Just like humans, worms lose their inhibitions when drunk. But now researchers have shown that some worms can be made to stay sober while their peers get drunk. Will this information lead to reliable designated drivers? Find out...


Using the nematode C. elegans, researchers in Jonathan Pierce-Shimomura’s lab at the University of Texas, Austin previously showed that the BK potassium channel mediates alcohol intoxication in many species, from invertebrates to humans. Seeking to apply this information to develop treatments for individuals with alcohol disorders, he and his colleagues began looking for a way to make the worm resistant to intoxication.

“We mutated the heck out of a channel in C. elegans through a brute force approach,” said Pierce-Shimomura. “We got lucky, and we found one residue that, when mutated, prevented alcohol from activating the channel. But the mutation didn’t severely compromise the channel’s function.”

Worms with the mutant channel showed their resistance to intoxication by reducing their egg-laying by only 6.3% when exposed to alcohol, compared to an 80.7% reduction in wild type worms. While reduced egg-laying may not seem particularly relevant to humans, the drunk worms also exhibited a reduced rate of locomotion, like an inebriated person having trouble leaving a bar. By contrast, the mutant worms crawled farther away from a starting point than their wild-type colleagues.
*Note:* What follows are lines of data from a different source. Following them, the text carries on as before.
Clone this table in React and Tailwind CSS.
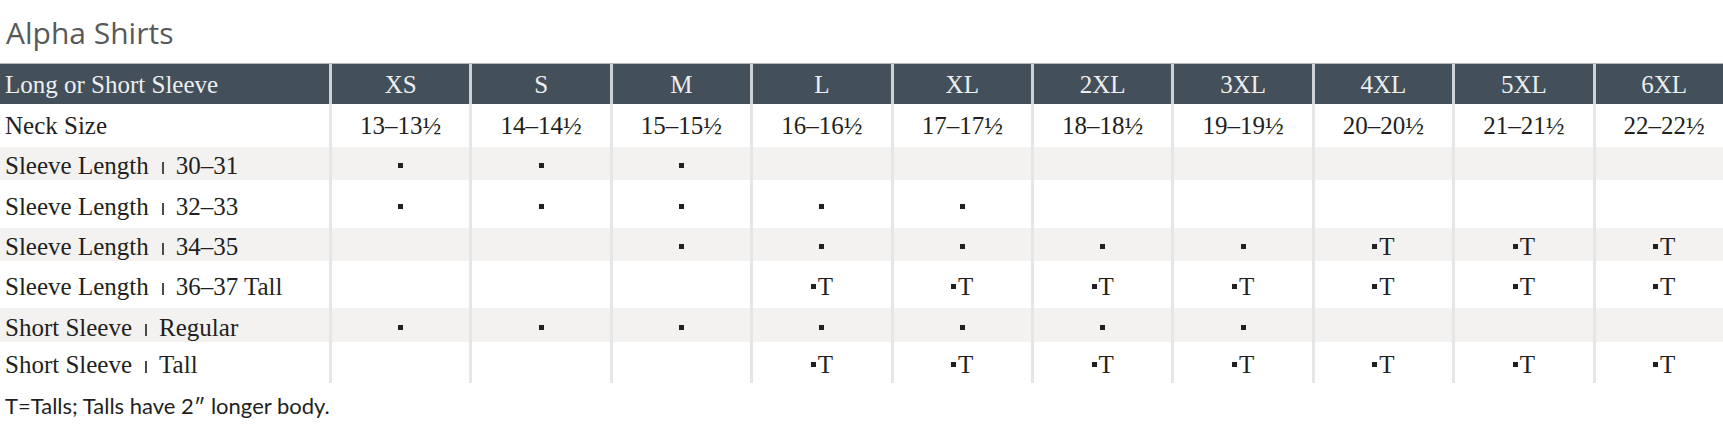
import React from "react";

const SIZES = ["XS", "S", "M", "L", "XL", "2XL", "3XL", "4XL", "5XL", "6XL"];
const NECK = [
  "13–13½",
  "14–14½",
  "15–15½",
  "16–16½",
  "17–17½",
  "18–18½",
  "19–19½",
  "20–20½",
  "21–21½",
  "22–22½",
];

// s = square, t = square + T (tall), - = empty
const ROWS = [
  { a: "Sleeve Length", b: "30–31", cells: "sss-------", h: "h-[33px]", gray: true },
  { a: "Sleeve Length", b: "32–33", cells: "sssss-----", h: "h-[48px]", gray: false },
  { a: "Sleeve Length", b: "34–35", cells: "--sssssttt", h: "h-[33px]", gray: true },
  { a: "Sleeve Length", b: "36–37 Tall", cells: "---ttttttt", h: "h-[47px]", gray: false },
  { a: "Short Sleeve", b: "Regular", cells: "sssssss---", h: "h-[34px]", gray: true },
  { a: "Short Sleeve", b: "Tall", cells: "---ttttttt", h: "h-[41px]", gray: false },
];

const serif = "font-['Liberation_Serif',serif] text-[25px] leading-none text-[#231f20]";

function Square() {
  return <span className="inline-block w-[5px] h-[5px] bg-[#231f20]" />;
}

function Mark({ kind }) {
  if (kind === "s") return <Square />;
  if (kind === "t")
    return (
      <span className="inline-flex items-center gap-[2px]">
        <Square />
        <span>T</span>
      </span>
    );
  return null;
}

export default function App() {
  return (
    <div className="w-[1723px] h-[440px] overflow-hidden bg-white">
      <div className="h-[63px] pt-[18px] pl-[6px] font-['Open_Sans',sans-serif] text-[30px] leading-[30px] text-[#58595b]">
        Alpha Shirts
      </div>

      <div className="w-[1733px]">
        {/* header */}
        <div className="grid grid-cols-[329px_repeat(10,140.4px)] h-[41px] border-t border-[#b3b9bd] bg-[#43505a] text-[#eceef0] font-['Liberation_Serif',serif] text-[25px] leading-none">
          <div className="flex items-center pl-[5px]">Long or Short Sleeve</div>
          {SIZES.map((s) => (
            <div key={s} className="flex items-center justify-center border-l-[3px] border-[#cdd2d5]">
              {s}
            </div>
          ))}
        </div>

        {/* neck size */}
        <div className={`grid grid-cols-[329px_repeat(10,140.4px)] h-[43px] ${serif}`}>
          <div className="flex items-center pl-[5px]">Neck Size</div>
          {NECK.map((n) => (
            <div key={n} className="flex items-center justify-center border-l-[3px] border-[#e6e6e6]">
              {n}
            </div>
          ))}
        </div>

        {ROWS.map((r, i) => (
          <div
            key={i}
            className={`grid grid-cols-[329px_repeat(10,140.4px)] ${r.h} ${r.gray ? "bg-[#f3f2f0]" : "bg-white"} ${serif}`}
          >
            <div className="flex items-center pl-[5px] pt-[4px] whitespace-nowrap">
              <span>
                {r.a}
                <span className="inline-block w-[2px] h-[12px] bg-[#4a4a4a] ml-[13px] mr-[12px]" />
                {r.b}
              </span>
            </div>
            {r.cells.split("").map((c, j) => (
              <div key={j} className="flex items-center justify-center pt-[4px] border-l-[3px] border-[#e6e6e6]">
                <Mark kind={c} />
              </div>
            ))}
          </div>
        ))}
      </div>

      <div className="mt-[12px] pl-[5px] font-['Lato',sans-serif] text-[22px] leading-[22px] text-[#231f20]">
        T=Talls; Talls have 2″ longer body.
      </div>
    </div>
  );
}
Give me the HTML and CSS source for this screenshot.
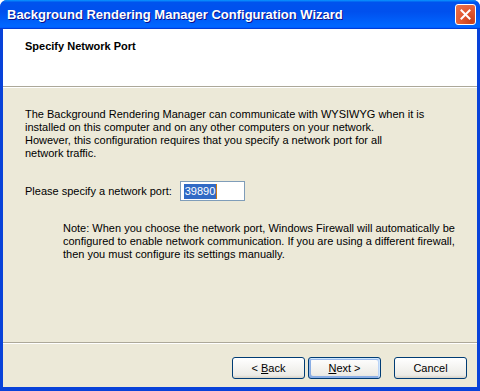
FILE: index.html
```html
<!DOCTYPE html>
<html lang="en">
<head>
    <meta charset="UTF-8">
    <title>Background Rendering Manager Configuration Wizard</title>
    <link rel="stylesheet" href="styles.css">
</head>
<body>
    <div class="window">
        <div class="titlebar">
            <span class="title">Background Rendering Manager Configuration Wizard</span>
            <button class="close" type="button" aria-label="Close">
                <svg width="11" height="11" viewBox="0 0 11 11">
                    <path d="M1.5 1.5 L9.5 9.5 M9.5 1.5 L1.5 9.5" stroke="#fff" stroke-width="2" stroke-linecap="square"/>
                </svg>
            </button>
        </div>
        <div class="client">
            <div class="header">
                <div class="header-title">Specify Network Port</div>
            </div>
            <div class="content">
                <p class="text">
                    The Background Rendering Manager can communicate with WYSIWYG when it is<br>
                    installed on this computer and on any other computers on your network.<br>
                    However, this configuration requires that you specify a network port for all<br>
                    network traffic.
                </p>
                <div class="port-row">
                    <label class="label" for="port">Please specify a network port:</label>
                    <div class="field" id="port"><span class="sel">39890</span><span class="caret"></span></div>
                </div>
                <p class="note">
                    Note: When you choose the network port, Windows Firewall will automatically be<br>
                    configured to enable network communication. If you are using a different firewall,<br>
                    then you must configure its settings manually.
                </p>
            </div>
            <div class="footer">
                <button class="button" type="button">&lt; <u>B</u>ack</button>
                <button class="button default" type="button"><u>N</u>ext &gt;</button>
                <button class="button cancel" type="button">Cancel</button>
            </div>
        </div>
    </div>
</body>
</html>
```

FILE: styles.css
```css
body {
    margin: 0;
    background: #fff;
    font-family: "Liberation Sans", Arial, sans-serif;
    font-size: 11px;
    color: #000;
}
.window {
    width: 480px;
    height: 391px;
    display: flex;
    flex-direction: column;
    background: #0842d9;
    border-radius: 7px 7px 0 0;
    overflow: hidden;
}
.titlebar {
    height: 29px;
    flex: none;
    display: flex;
    align-items: center;
    justify-content: space-between;
    padding: 0 4px 0 7px;
    background: linear-gradient(180deg, #0997ff, #0053ee 8%, #0050ee 40%, #06f 88%, #06f 93%, #005bff 95%, #003dd7 96%, #003dd7);
}
.title {
    color: #fff;
    font-weight: bold;
    font-size: 13px;
    text-shadow: 1px 1px #0f1089;
}
.close {
    width: 21px;
    height: 21px;
    padding: 0;
    display: flex;
    align-items: center;
    justify-content: center;
    border: 1px solid #fff;
    border-radius: 3px;
    background: radial-gradient(circle at 80% 85%, #c9401c, #e35a33 50%, #e8764f);
}
.client {
    flex: 1;
    display: flex;
    flex-direction: column;
    margin: 0 3px 4px 3px;
    background: #ece9d8;
}
.header {
    height: 58px;
    flex: none;
    box-sizing: border-box;
    padding: 11px 22px;
    background: #fff;
    border-bottom: 1px solid #aca899;
    box-shadow: 0 1px 0 #fff;
}
.header-title {
    font-weight: bold;
    line-height: 13px;
}
.content {
    flex: 1;
    padding: 21px 22px 0 22px;
    border-bottom: 1px solid #aca899;
    box-shadow: 0 1px 0 #fff;
}
.text, .note {
    margin: 0;
    line-height: 13px;
    white-space: nowrap;
}
.port-row {
    display: flex;
    align-items: center;
    gap: 8px;
    margin-top: 21px;
}
.field {
    width: 65px;
    height: 20px;
    box-sizing: border-box;
    border: 1px solid #7f9db9;
    background: #fff;
    display: flex;
    align-items: center;
    padding-left: 3px;
}
.sel {
    background: #316ac5;
    color: #fff;
    line-height: 15px;
    padding: 0 1px;
}
.caret {
    width: 1px;
    height: 15px;
    background: #c87a16;
}
.note {
    margin-top: 21px;
    margin-left: 38px;
}
.footer {
    height: 44px;
    flex: none;
    box-sizing: border-box;
    display: flex;
    justify-content: flex-end;
    padding: 14px 10px 0 0;
}
.button {
    width: 73px;
    height: 22px;
    padding: 0;
    font-family: inherit;
    font-size: 11px;
    color: #000;
    border: 1px solid #003c74;
    border-radius: 3px;
    background: linear-gradient(180deg, #fff, #ecebe6 86%, #d6d0c5);
    margin-left: 3px;
}
.default {
    box-shadow: inset -1px 1px #cee7ff, inset 1px 2px #98b8ea, inset -2px 2px #bcd4f6, inset 1px -1px #89ade4, inset 2px -2px #89ade4;
}
.cancel {
    margin-left: 13px;
}
```
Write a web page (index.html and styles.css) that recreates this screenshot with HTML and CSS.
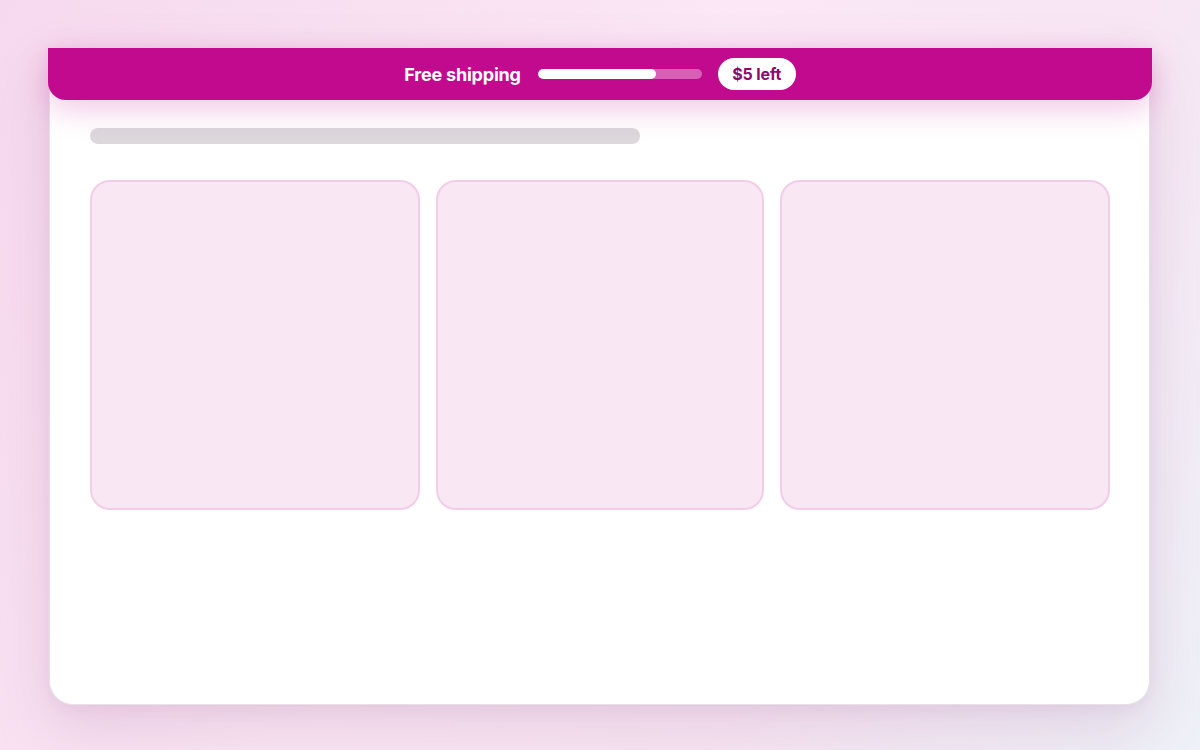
FILE: index.html
```html
<!DOCTYPE html>
<html lang="en">
<head>
    <meta charset="UTF-8">
    <meta name="viewport" content="width=device-width, initial-scale=1.0">
    <title>Shop</title>
    <link rel="stylesheet" href="styles.css">
</head>
<body>

<div class="page">
    <div class="panel">
        <div class="ship-bar">
            <span class="ship-label">Free shipping</span>
            <div class="ship-track">
                <div class="ship-fill" style="width: 72%"></div>
            </div>
            <span class="ship-pill">$5 left</span>
        </div>
        <div class="panel-body">
            <div class="skeleton-line"></div>
            <div class="tiles">
                <div class="tile"></div>
                <div class="tile"></div>
                <div class="tile"></div>
            </div>
        </div>
    </div>
</div>

</body>
</html>
```

FILE: styles.css
```css
html, body {
    margin: 0;
    height: 100%;
}
body {
    font-family: Inter, "Noto Sans", sans-serif;
    background: linear-gradient(120deg, #f6d9ee 0%, #fbe7f5 45%, #f8e6f4 70%, #eef1f8 100%);
    overflow: hidden;
}
.page {
    padding: 48px 50px 0 49px;
}
.panel {
    height: 657px;
    background: #fff;
    border: 1px solid #e8e2e8;
    border-top: none;
    border-radius: 0 0 24px 24px;
    box-sizing: border-box;
    box-shadow: 0 24px 60px rgba(150, 90, 140, 0.18), 0 4px 14px rgba(150, 90, 140, 0.08);
}
.ship-bar {
    position: relative;
    z-index: 1;
    height: 52px;
    margin: 0 -3px 0 -2px;
    background: #c20a8f;
    border-radius: 0 0 18px 18px;
    box-shadow: 0 10px 30px rgba(194, 10, 143, 0.22);
    display: flex;
    align-items: center;
    justify-content: center;
    gap: 16px;
}
.ship-label {
    color: #fff;
    font-size: 18px;
    font-weight: 700;
    letter-spacing: -0.2px;
    margin-right: 1px;
    padding-top: 1px;
}
.ship-track {
    width: 164px;
    height: 10px;
    border-radius: 5px;
    background: rgba(255, 255, 255, 0.35);
    overflow: hidden;
}
.ship-fill {
    height: 100%;
    background: #fff;
    border-radius: 5px;
}
.ship-pill {
    width: 78px;
    height: 32px;
    line-height: 32px;
    text-align: center;
    border-radius: 16px;
    background: #fff;
    color: #8c0a6a;
    font-size: 16px;
    font-weight: 700;
    letter-spacing: -0.1px;
}
.panel-body {
    padding: 28px 39px 0 40px;
}
.skeleton-line {
    width: 550px;
    height: 16px;
    border-radius: 8px;
    background: #dcd8dc;
}
.tiles {
    margin-top: 36px;
    display: grid;
    grid-template-columns: 330px 1fr 330px;
    gap: 16px;
}
.tile {
    height: 330px;
    box-sizing: border-box;
    background: #f9e7f4;
    border: 2px solid #f2cde8;
    border-radius: 20px;
}
```
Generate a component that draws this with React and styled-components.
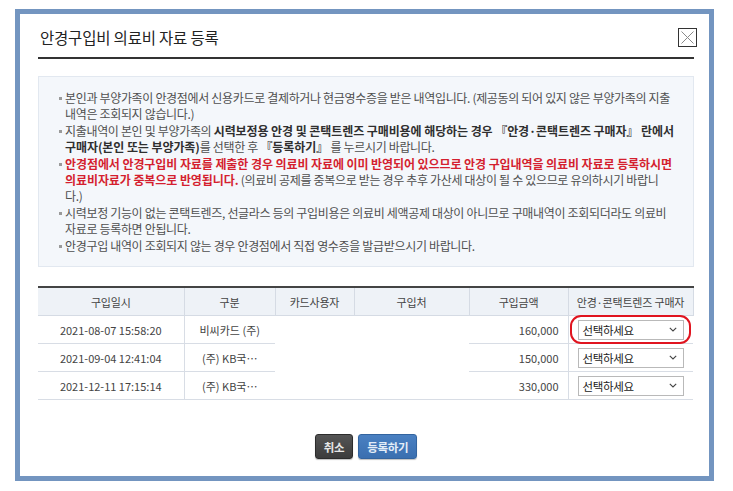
import React from 'react'
import styled, { createGlobalStyle } from 'styled-components'

const GlobalStyle = createGlobalStyle`
  html, body {
    margin: 0;
    padding: 0;
    background: #ffffff;
  }
  body {
    font-family: "Noto Sans CJK KR", "Noto Sans", sans-serif;
    color: #444;
  }
`

const Page = styled.div`
  width: 733px;
  height: 491px;
  padding: 9px 0 0 15px;
  box-sizing: border-box;
`

const Modal = styled.div`
  width: 699px;
  height: 472px;
  box-sizing: border-box;
  border: 5px solid #7395c0;
  background: #fff;
  padding: 0 15px 0 18px;
  display: flex;
  flex-direction: column;
`

const Header = styled.div`
  display: flex;
  align-items: center;
  justify-content: space-between;
  height: 45px;
  box-sizing: border-box;
  padding-top: 3px;
  border-bottom: 2px solid #333;
`

const Title = styled.h1`
  margin: 0 0 0 2px;
  font-size: 15.5px;
  font-weight: 400;
  color: #222;
  letter-spacing: -0.2px;
`

const CloseButton = styled.button`
  width: 19px;
  height: 19px;
  padding: 0;
  margin-right: -3px;
  border: 1px solid #333;
  background: #fff;
  display: flex;
  align-items: center;
  justify-content: center;
  cursor: pointer;
`

const InfoBox = styled.ul`
  margin: 17px 0 0 0;
  padding: 13px 20px 12px 20px;
  list-style: none;
  background: #f4f7fb;
  border: 1px solid #e2e8f0;
  font-size: 12px;
  line-height: 16.4px;
  letter-spacing: -0.33px;
  color: #4f4f4f;
`

const InfoItem = styled.li`
  display: flex;
  white-space: nowrap;
`

const Marker = styled.span`
  flex: none;
  width: 3px;
  height: 3px;
  margin: 7px 3px 0 0;
  background: #9a9a9a;
`

const Strong = styled.b`
  font-weight: 700;
  letter-spacing: -0.08px;
  color: ${p => (p.$red ? '#d41f2f' : '#2f2f2f')};
`

const Table = styled.table`
  margin-top: 19px;
  width: 655px;
  border-collapse: collapse;
  table-layout: fixed;
  border-top: 2px solid #444;
  font-size: 11px;
  color: #444;
`

const HeadCell = styled.th`
  height: 27px;
  padding: 0;
  font-weight: 400;
  background: #eef2f7;
  border-right: 1px solid #d5dbe4;
  border-bottom: 1px solid #d5dbe4;
  letter-spacing: -0.2px;
`

const Cell = styled.td`
  height: 27px;
  padding: ${p => (p.$align === 'right' ? '0 9px 0 0' : '0')};
  text-align: ${p => p.$align || 'center'};
  border-bottom: 1px solid #d8dde5;
  border-right: ${p => (p.$divider ? '1px solid #d8dde5' : 'none')};
  position: relative;
`

const MergedCell = styled.td`
  border-bottom: 1px solid #d8dde5;
  padding: 0;
`

const SelectBox = styled.div`
  width: 106px;
  height: 20px;
  margin-left: 9px;
  box-sizing: border-box;
  border: 1px solid #b9b9b9;
  background: #fff;
  display: flex;
  align-items: center;
  justify-content: space-between;
  padding: 0 6px 0 4px;
  font-size: 11.5px;
  color: #222;
  letter-spacing: -0.3px;
`

const Highlight = styled.span`
  position: absolute;
  left: 1px;
  top: -1px;
  width: 121px;
  height: 29px;
  box-sizing: border-box;
  border: 2px solid #e0141f;
  border-radius: 11px;
  pointer-events: none;
`

const Actions = styled.div`
  display: flex;
  justify-content: center;
  gap: 5px;
  margin-top: 34px;
`

const Button = styled.button`
  height: 25px;
  padding: 0 8px;
  border-radius: 3px;
  font-family: inherit;
  font-size: 11.5px;
  font-weight: 700;
  letter-spacing: -0.3px;
  border: 1px solid ${p => (p.$primary ? '#33649f' : '#2c2c2c')};
  color: ${p => (p.$primary ? '#e4edf8' : '#e6e6e6')};
  background: ${p =>
    p.$primary
      ? 'linear-gradient(#4a80c2, #3a6fb0)'
      : 'linear-gradient(#555, #3c3c3c)'};
  box-shadow: 0 1px 1px rgba(0, 0, 0, 0.25);
  cursor: pointer;
`

const Chevron = () => (
  <svg width="8" height="5" viewBox="0 0 8 5" fill="none">
    <path d="M0.8 0.8 L4 4 L7.2 0.8" stroke="#444" strokeWidth="1.1" />
  </svg>
)

const rows = [
  { date: '2021-08-07 15:58:20', kind: '비씨카드 (주)', amount: '160,000' },
  { date: '2021-09-04 12:41:04', kind: '(주) KB국…', amount: '150,000' },
  { date: '2021-12-11 17:15:14', kind: '(주) KB국…', amount: '330,000' },
]

const columns = [
  ['구입일시', 146],
  ['구분', 91],
  ['카드사용자', 79],
  ['구입처', 115],
  ['구입금액', 99],
  ['안경·콘택트렌즈 구매자', 125],
]

export default function App() {
  return (
    <Page>
      <GlobalStyle />
      <Modal>
        <Header>
          <Title>안경구입비 의료비 자료 등록</Title>
          <CloseButton aria-label="닫기">
            <svg width="15" height="15" viewBox="0 0 15 15">
              <path d="M1.5 1.5 L13.5 13.5 M13.5 1.5 L1.5 13.5" stroke="#8a8a8a" strokeWidth="1" />
            </svg>
          </CloseButton>
        </Header>

        <InfoBox>
          <InfoItem>
            <Marker />
            <span>
              본인과 부양가족이 안경점에서 신용카드로 결제하거나 현금영수증을 받은 내역입니다. (제공동의 되어 있지 않은 부양가족의 지출
              <br />
              내역은 조회되지 않습니다.)
            </span>
          </InfoItem>
          <InfoItem>
            <Marker />
            <span>
              지출내역이 본인 및 부양가족의 <Strong>시력보정용 안경 및 콘택트렌즈 구매비용에 해당하는 경우 『안경·콘택트렌즈 구매자』 란에서</Strong>
              <br />
              <Strong>구매자(본인 또는 부양가족)</Strong>를 선택한 후 <Strong>『등록하기』</Strong> 를 누르시기 바랍니다.
            </span>
          </InfoItem>
          <InfoItem>
            <Marker />
            <span>
              <Strong $red>안경점에서 안경구입비 자료를 제출한 경우 의료비 자료에 이미 반영되어 있으므로 안경 구입내역을 의료비 자료로 등록하시면</Strong>
              <br />
              <Strong $red>의료비자료가 중복으로 반영됩니다.</Strong> (의료비 공제를 중복으로 받는 경우 추후 가산세 대상이 될 수 있으므로 유의하시기 바랍니
              <br />
              다.)
            </span>
          </InfoItem>
          <InfoItem>
            <Marker />
            <span>
              시력보정 기능이 없는 콘택트렌즈, 선글라스 등의 구입비용은 의료비 세액공제 대상이 아니므로 구매내역이 조회되더라도 의료비
              <br />
              자료로 등록하면 안됩니다.
            </span>
          </InfoItem>
          <InfoItem>
            <Marker />
            <span>안경구입 내역이 조회되지 않는 경우 안경점에서 직접 영수증을 발급받으시기 바랍니다.</span>
          </InfoItem>
        </InfoBox>

        <Table>
          <colgroup>
            {columns.map(([name, width]) => (
              <col key={name} style={{ width }} />
            ))}
          </colgroup>
          <thead>
            <tr>
              {columns.map(([name]) => (
                <HeadCell key={name}>{name}</HeadCell>
              ))}
            </tr>
          </thead>
          <tbody>
            {rows.map((row, i) => (
              <tr key={row.date}>
                <Cell $divider>{row.date}</Cell>
                <Cell>{row.kind}</Cell>
                {i === 0 && (
                  <>
                    <MergedCell rowSpan={3} />
                    <MergedCell rowSpan={3} />
                  </>
                )}
                <Cell $align="right" $divider>{row.amount}</Cell>
                <Cell $align="left">
                  <SelectBox>
                    <span>선택하세요</span>
                    <Chevron />
                  </SelectBox>
                  {i === 0 && <Highlight />}
                </Cell>
              </tr>
            ))}
          </tbody>
        </Table>

        <Actions>
          <Button>취소</Button>
          <Button $primary>등록하기</Button>
        </Actions>
      </Modal>
    </Page>
  )
}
Transgenic worms with wild-type or mutant BK channels showed similar results. In mutant worms, the BK channel’s other normal functions, such as acting as a brake for neural and muscular activity, remained intact. “This is really important,” said Pierce-Shimomura. “If alcohol researchers are going to target a particular protein someday for treatment of alcohol disorders, it’s a dangerous protein to target, because if you turn it off, you may give people seizures. This research suggests that you could potentially prevent alcohol from activating it without compromising its normal function.”

Pierce-Shimomura envisions several applications of his research for humans and hopes to apply this information one day to help alcoholics get through withdrawal or to make alcohol less appealing. But whether worms will benefit from having at least one sober companion to guide them when everyone else is drunk remains to be seen.

Reference

Davis SJ, Scott LL, Hu K, Pierce-Shimomura JT. 2014. Conserved Single Residue in the BK Potassium Channel Required for Activation by Alcohol and Intoxication in C. elegans. J Neurosci 34(29):9562-9573.